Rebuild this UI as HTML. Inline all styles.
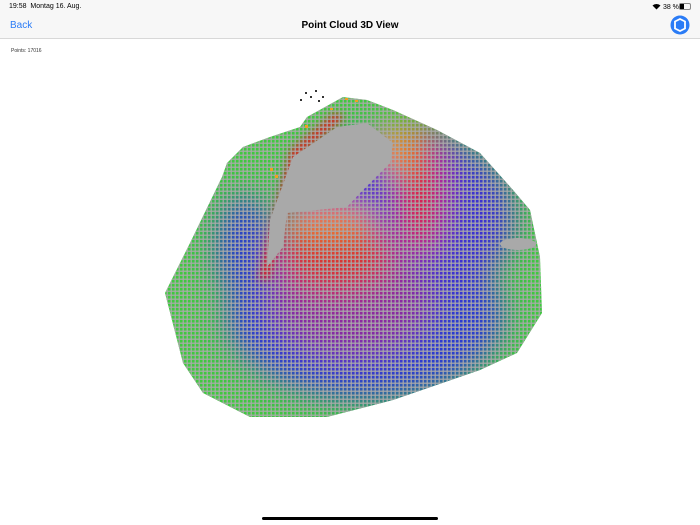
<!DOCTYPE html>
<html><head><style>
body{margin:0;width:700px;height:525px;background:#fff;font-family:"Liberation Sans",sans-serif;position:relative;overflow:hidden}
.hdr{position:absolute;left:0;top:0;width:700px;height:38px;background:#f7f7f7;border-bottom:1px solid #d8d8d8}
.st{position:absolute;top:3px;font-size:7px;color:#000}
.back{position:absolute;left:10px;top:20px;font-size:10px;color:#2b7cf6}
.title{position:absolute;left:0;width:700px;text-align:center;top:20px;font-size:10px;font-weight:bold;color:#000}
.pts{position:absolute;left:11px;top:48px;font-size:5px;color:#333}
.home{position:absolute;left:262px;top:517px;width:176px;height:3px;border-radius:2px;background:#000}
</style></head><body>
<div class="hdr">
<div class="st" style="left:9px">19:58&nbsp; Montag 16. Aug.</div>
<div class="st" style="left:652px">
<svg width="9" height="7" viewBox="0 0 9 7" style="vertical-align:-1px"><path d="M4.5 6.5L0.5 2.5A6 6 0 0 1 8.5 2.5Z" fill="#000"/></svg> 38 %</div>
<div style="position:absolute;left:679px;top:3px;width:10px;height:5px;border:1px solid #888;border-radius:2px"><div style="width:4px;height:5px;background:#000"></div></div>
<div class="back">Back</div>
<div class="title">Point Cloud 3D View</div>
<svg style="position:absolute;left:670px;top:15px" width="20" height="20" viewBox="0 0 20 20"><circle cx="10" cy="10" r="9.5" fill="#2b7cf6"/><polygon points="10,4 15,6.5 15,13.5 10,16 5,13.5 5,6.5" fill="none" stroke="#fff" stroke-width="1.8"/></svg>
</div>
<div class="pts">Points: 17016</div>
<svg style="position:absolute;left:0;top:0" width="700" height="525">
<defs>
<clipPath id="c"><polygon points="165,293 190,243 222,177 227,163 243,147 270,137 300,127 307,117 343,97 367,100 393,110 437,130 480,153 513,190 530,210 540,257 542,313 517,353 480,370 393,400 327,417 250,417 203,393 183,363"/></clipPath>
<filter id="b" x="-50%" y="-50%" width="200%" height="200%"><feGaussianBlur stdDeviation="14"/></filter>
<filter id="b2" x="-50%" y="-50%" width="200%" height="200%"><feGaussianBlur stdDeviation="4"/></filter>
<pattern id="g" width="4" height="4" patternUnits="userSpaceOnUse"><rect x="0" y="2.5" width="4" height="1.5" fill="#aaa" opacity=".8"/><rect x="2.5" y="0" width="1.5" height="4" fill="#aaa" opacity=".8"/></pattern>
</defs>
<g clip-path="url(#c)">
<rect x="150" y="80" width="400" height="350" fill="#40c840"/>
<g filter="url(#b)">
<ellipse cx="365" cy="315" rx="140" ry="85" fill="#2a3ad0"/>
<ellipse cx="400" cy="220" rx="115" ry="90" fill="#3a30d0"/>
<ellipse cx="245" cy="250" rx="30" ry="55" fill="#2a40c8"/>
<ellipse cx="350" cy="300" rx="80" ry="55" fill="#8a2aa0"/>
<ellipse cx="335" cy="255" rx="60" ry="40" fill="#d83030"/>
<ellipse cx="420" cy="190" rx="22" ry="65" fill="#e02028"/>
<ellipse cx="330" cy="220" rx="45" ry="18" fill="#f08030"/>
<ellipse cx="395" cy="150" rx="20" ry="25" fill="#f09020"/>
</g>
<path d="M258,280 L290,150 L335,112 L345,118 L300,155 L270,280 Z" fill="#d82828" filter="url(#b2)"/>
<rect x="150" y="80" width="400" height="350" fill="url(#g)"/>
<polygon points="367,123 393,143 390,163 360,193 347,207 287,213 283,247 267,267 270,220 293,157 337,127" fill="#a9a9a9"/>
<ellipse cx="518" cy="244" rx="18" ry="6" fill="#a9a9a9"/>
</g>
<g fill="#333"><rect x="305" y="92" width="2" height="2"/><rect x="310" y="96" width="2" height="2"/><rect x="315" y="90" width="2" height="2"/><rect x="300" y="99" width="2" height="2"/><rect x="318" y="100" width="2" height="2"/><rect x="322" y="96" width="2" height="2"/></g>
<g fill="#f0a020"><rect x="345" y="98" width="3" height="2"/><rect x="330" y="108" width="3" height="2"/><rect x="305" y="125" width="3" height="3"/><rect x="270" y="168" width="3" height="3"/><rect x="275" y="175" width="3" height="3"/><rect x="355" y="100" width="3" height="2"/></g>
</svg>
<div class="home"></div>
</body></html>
...
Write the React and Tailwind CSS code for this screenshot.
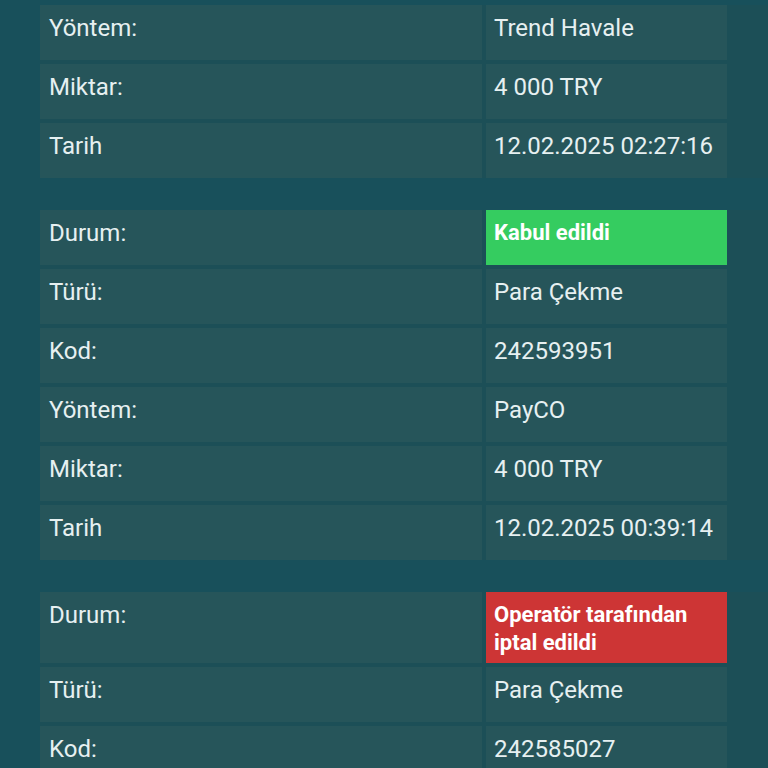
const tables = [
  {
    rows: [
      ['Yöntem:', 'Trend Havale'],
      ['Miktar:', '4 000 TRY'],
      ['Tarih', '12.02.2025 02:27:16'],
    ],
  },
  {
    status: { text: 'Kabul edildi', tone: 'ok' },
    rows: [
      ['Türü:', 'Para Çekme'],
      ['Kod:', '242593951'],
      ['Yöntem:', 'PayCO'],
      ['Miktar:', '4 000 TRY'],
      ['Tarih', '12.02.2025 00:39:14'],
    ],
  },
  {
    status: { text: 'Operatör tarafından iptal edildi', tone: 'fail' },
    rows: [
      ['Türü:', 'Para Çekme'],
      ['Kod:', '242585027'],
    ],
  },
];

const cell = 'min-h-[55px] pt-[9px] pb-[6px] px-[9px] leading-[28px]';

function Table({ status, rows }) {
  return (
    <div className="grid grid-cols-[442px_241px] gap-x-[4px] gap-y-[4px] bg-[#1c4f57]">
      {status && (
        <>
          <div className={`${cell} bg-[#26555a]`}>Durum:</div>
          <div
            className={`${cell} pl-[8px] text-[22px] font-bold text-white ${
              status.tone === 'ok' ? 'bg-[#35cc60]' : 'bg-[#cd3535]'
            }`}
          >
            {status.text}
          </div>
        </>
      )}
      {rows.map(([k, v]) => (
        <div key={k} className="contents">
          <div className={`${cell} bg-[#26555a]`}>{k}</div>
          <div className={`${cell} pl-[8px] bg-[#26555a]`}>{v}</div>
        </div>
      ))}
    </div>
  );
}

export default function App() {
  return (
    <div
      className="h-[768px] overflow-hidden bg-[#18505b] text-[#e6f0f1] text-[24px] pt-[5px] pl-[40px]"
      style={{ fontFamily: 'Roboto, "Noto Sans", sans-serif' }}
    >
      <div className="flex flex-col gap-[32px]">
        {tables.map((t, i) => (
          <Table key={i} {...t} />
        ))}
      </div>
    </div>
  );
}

§ Task goal
Print exactly what appears from the line holding "Write the React" down to the line holding "const cell = 'min-h-[55px]", both ends kept, leaving out the pictures.

§ Response for this exercise
Write the React and Tailwind CSS code for this screenshot.
const tables = [
  {
    rows: [
      ['Yöntem:', 'Trend Havale'],
      ['Miktar:', '4 000 TRY'],
      ['Tarih', '12.02.2025 02:27:16'],
    ],
  },
  {
    status: { text: 'Kabul edildi', tone: 'ok' },
    rows: [
      ['Türü:', 'Para Çekme'],
      ['Kod:', '242593951'],
      ['Yöntem:', 'PayCO'],
      ['Miktar:', '4 000 TRY'],
      ['Tarih', '12.02.2025 00:39:14'],
    ],
  },
  {
    status: { text: 'Operatör tarafından iptal edildi', tone: 'fail' },
    rows: [
      ['Türü:', 'Para Çekme'],
      ['Kod:', '242585027'],
    ],
  },
];

const cell = 'min-h-[55px] pt-[9px] pb-[6px] px-[9px] leading-[28px]';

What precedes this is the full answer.